Ma Astolfo, non solo non rispettò la promessa, ma riprese gli attacchi contro Roma. Pipino scese nuovamente in Italia nel 756 e lo sconfisse definitivamente. Nello stesso ann, Pipino il Breve donò solennemente numerosi territori alla Chiesa di Roma, tolti in parte ai Longobardi e in parte ai Bizantini. Con il nuovo re longobardo Desiderio (756-774) si delineò il pericolo di un’alleanza con i Franchi. Infatti, i due figli di Pipino, Carlo e Carlomanno, sposarono due principesse longobarde, Ermengarda e Gerberga, secondo alcuni figlie dello stesso Desiderio.

Un nuovo dominio territoriale

Tuttavia, l’intesa fu di breve durata. Carlo, dopo essere rimasto unico sovrano a causa della morte del fratello, ripudiò la moglie. Desiderio occupò l’esarcato, dirigendosi poi nuovamente verso Roma. Ancora, papa Adriano I (772-795) invocò l’aiuto di Carlo. I Franchi arrivarono in Italia nel 773, vinsero i Longobardi, assediarono Pavia dove si trovava Desiderio. Dopo un assedio di 10 mesi, Desiderio fu catturato e portato in Francia. Suo figlio Adelchi cercò di resistere ma fu sconfitto a Verona e costretto a fuggire in Oriente. Carlo assunse il titolo di re dei Longobardi e portò nella penisola conti e famiglie franche che andarono in parte a sostituire i duchi. L’Italia era sotto il dominio dei Franchi.

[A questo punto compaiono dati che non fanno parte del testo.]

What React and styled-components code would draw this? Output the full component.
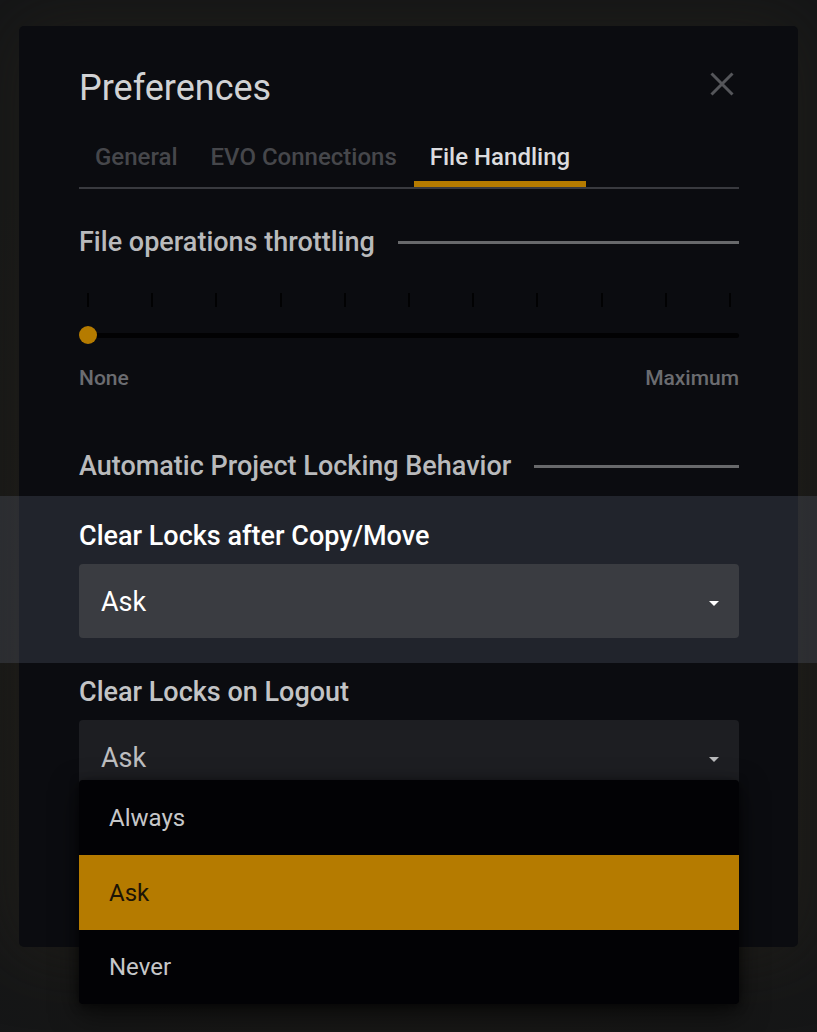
import React from 'react';
import styled, { createGlobalStyle } from 'styled-components';

const Global = createGlobalStyle`
  html, body { margin: 0; padding: 0; }
  body {
    background: #151617;
    font-family: Roboto, "Liberation Sans", Arial, sans-serif;
  }
`;

const Page = styled.div`
  position: relative;
  width: 817px;
  height: 1032px;
  overflow: hidden;
  box-sizing: border-box;
  padding: 26px 19px 0;
  background:
    radial-gradient(ellipse 70% 60% at 50% 62%, #1d1c18 0%, #1a1917 45%, #151617 100%);
`;

const Modal = styled.div`
  position: relative;
  box-sizing: border-box;
  width: 779px;
  height: 921px;
  padding: 40px 59px 0 60px;
  background: #0b0c10;
  border-radius: 5px;
  box-shadow: 0 0 70px rgba(40, 37, 28, 0.55);
`;

const Header = styled.div`
  display: flex;
  align-items: center;
  justify-content: space-between;
  height: 44px;
`;

const Title = styled.h1`
  margin: 0;
  font-size: 36px;
  line-height: 44px;
  font-weight: 400;
  color: #d1d2d4;
`;

const CloseButton = styled.button`
  display: flex;
  align-items: center;
  justify-content: center;
  width: 30px;
  height: 30px;
  margin-right: 2px;
  margin-top: -8px;
  padding: 0;
  border: none;
  background: transparent;
`;

const TabList = styled.div`
  display: flex;
  margin-top: 33px;
  border-bottom: 2px solid #393a3f;
`;

const Tab = styled.div`
  position: relative;
  padding: 0 16px 16px;
  margin-right: 1px;
  font-size: 24px;
  line-height: 28px;
  font-weight: 500;
  color: ${p => (p.$active ? '#dcdcde' : '#46474b')};
  &::after {
    content: '';
    display: ${p => (p.$active ? 'block' : 'none')};
    position: absolute;
    left: 0;
    right: 0;
    bottom: 0;
    height: 6px;
    background: #b57b00;
  }
`;

const SectionHeader = styled.div`
  display: flex;
  align-items: center;
  gap: 23px;
  margin-top: ${p => p.$mt}px;
`;

const SectionTitle = styled.h2`
  margin: 0;
  padding-top: 1px;
  font-size: 27px;
  line-height: 30px;
  font-weight: 500;
  color: #b9babc;
  white-space: nowrap;
`;

const SectionRule = styled.div`
  flex: 1;
  height: 3px;
  margin-top: 1px;
  background: #68696b;
`;

const Ticks = styled.div`
  display: flex;
  justify-content: space-between;
  margin-top: 36px;
  padding: 0 8px;
  width: 644px;
  box-sizing: content-box;
`;

const Tick = styled.span`
  width: 2px;
  height: 14px;
  background: #020203;
`;

const SliderRow = styled.div`
  display: flex;
  align-items: center;
  height: 24px;
  margin-top: 16px;
  padding-left: 9px;
`;

const Track = styled.div`
  position: relative;
  flex: 1;
  height: 5px;
  border-radius: 3px;
  background: #020203;
`;

const Thumb = styled.span`
  position: absolute;
  left: -9px;
  top: 50%;
  width: 18px;
  height: 18px;
  margin-top: -9px;
  border-radius: 50%;
  background: #b57b00;
`;

const SliderLabels = styled.div`
  display: flex;
  justify-content: space-between;
  margin-top: 19px;
  font-size: 21px;
  line-height: 24px;
  font-weight: 500;
  color: #6b6c70;
`;

const Field = styled.div`
  position: relative;
  margin-top: ${p => p.$mt}px;
  ${p =>
    p.$highlight &&
    `
    z-index: 0;
    &::before {
      content: '';
      position: absolute;
      z-index: -1;
      left: -79px;
      right: -78px;
      top: -24px;
      bottom: -25px;
      background: rgba(90, 97, 115, 0.29);
    }
  `}
`;

const FieldLabel = styled.div`
  padding-top: 1px;
  font-size: 27px;
  line-height: 30px;
  font-weight: 500;
  color: ${p => (p.$highlight ? '#ffffff' : '#c3c4c6')};
`;

const Select = styled.div`
  position: relative;
  display: flex;
  align-items: center;
  justify-content: space-between;
  height: 74px;
  margin-top: 13px;
  padding: 0 20px 0 22px;
  border-radius: 4px;
  background: ${p => (p.$highlight ? '#3a3c41' : '#1d1e22')};
  font-size: 27px;
  line-height: 30px;
  font-weight: 400;
  color: ${p => (p.$highlight ? '#ffffff' : '#bdbec0')};
`;

const SelectValue = styled.span`
  padding-top: 2px;
`;

const Caret = styled.span`
  width: 0;
  height: 0;
  margin-top: 5px;
  border-left: 5px solid transparent;
  border-right: 5px solid transparent;
  border-top: 5px solid ${p => (p.$highlight ? '#ffffff' : '#b9babc')};
`;

const Menu = styled.ul`
  position: absolute;
  left: 0;
  right: 0;
  top: 60px;
  z-index: 5;
  display: flex;
  flex-direction: column;
  margin: 0;
  padding: 0;
  list-style: none;
  border-radius: 4px;
  background: #020205;
  box-shadow: 0 10px 28px rgba(0, 0, 0, 0.55), 0 2px 8px rgba(0, 0, 0, 0.5);
  overflow: hidden;
`;

const MenuItem = styled.li`
  display: flex;
  align-items: center;
  height: ${p => p.$h}px;
  padding-left: 30px;
  font-size: 24px;
  line-height: 28px;
  font-weight: 400;
  color: ${p => (p.$selected ? '#1c1406' : '#c6c7c9')};
  background: ${p => (p.$selected ? '#b57b00' : 'transparent')};
`;

const CloseIcon = () => (
  <svg width="24" height="24" viewBox="0 0 24 24" aria-hidden="true">
    <path d="M1.5 1.5 L22.5 22.5 M22.5 1.5 L1.5 22.5" stroke="#55565a" strokeWidth="3" fill="none" />
  </svg>
);

export default function App() {
  const ticks = Array.from({ length: 11 }, (_, i) => i);
  return (
    <Page>
      <Global />
      <Modal>
        <Header>
          <Title>Preferences</Title>
          <CloseButton aria-label="Close">
            <CloseIcon />
          </CloseButton>
        </Header>

        <TabList>
          <Tab>General</Tab>
          <Tab>EVO Connections</Tab>
          <Tab $active>File Handling</Tab>
        </TabList>

        <SectionHeader $mt={37}>
          <SectionTitle>File operations throttling</SectionTitle>
          <SectionRule />
        </SectionHeader>

        <Ticks>
          {ticks.map(t => (
            <Tick key={t} />
          ))}
        </Ticks>
        <SliderRow>
          <Track>
            <Thumb />
          </Track>
        </SliderRow>
        <SliderLabels>
          <span>None</span>
          <span>Maximum</span>
        </SliderLabels>

        <SectionHeader $mt={60}>
          <SectionTitle>Automatic Project Locking Behavior</SectionTitle>
          <SectionRule />
        </SectionHeader>

        <Field $mt={39} $highlight>
          <FieldLabel $highlight>Clear Locks after Copy/Move</FieldLabel>
          <Select $highlight>
            <SelectValue>Ask</SelectValue>
            <Caret $highlight />
          </Select>
        </Field>

        <Field $mt={38}>
          <FieldLabel>Clear Locks on Logout</FieldLabel>
          <Select>
            <SelectValue>Ask</SelectValue>
            <Caret />
            <Menu>
              <MenuItem $h={75}>Always</MenuItem>
              <MenuItem $h={75} $selected>Ask</MenuItem>
              <MenuItem $h={74}>Never</MenuItem>
            </Menu>
          </Select>
        </Field>
      </Modal>
    </Page>
  );
}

Nel 774 Carlo riconobbe la nascita del novello Stato pontificio che si era creato nell’Italia centrale con la progressiva ritirata dei Bizantini e poi dei Longobardi. Si trattò comunque di un riconoscimento formale, dal momento che il papato da tempo esercitava una prominente influenza sul ducato romano. Questo inglobò le nuove terre di provenienza bizantina e longobarda, andando a costituire un ampio dominio territoriale.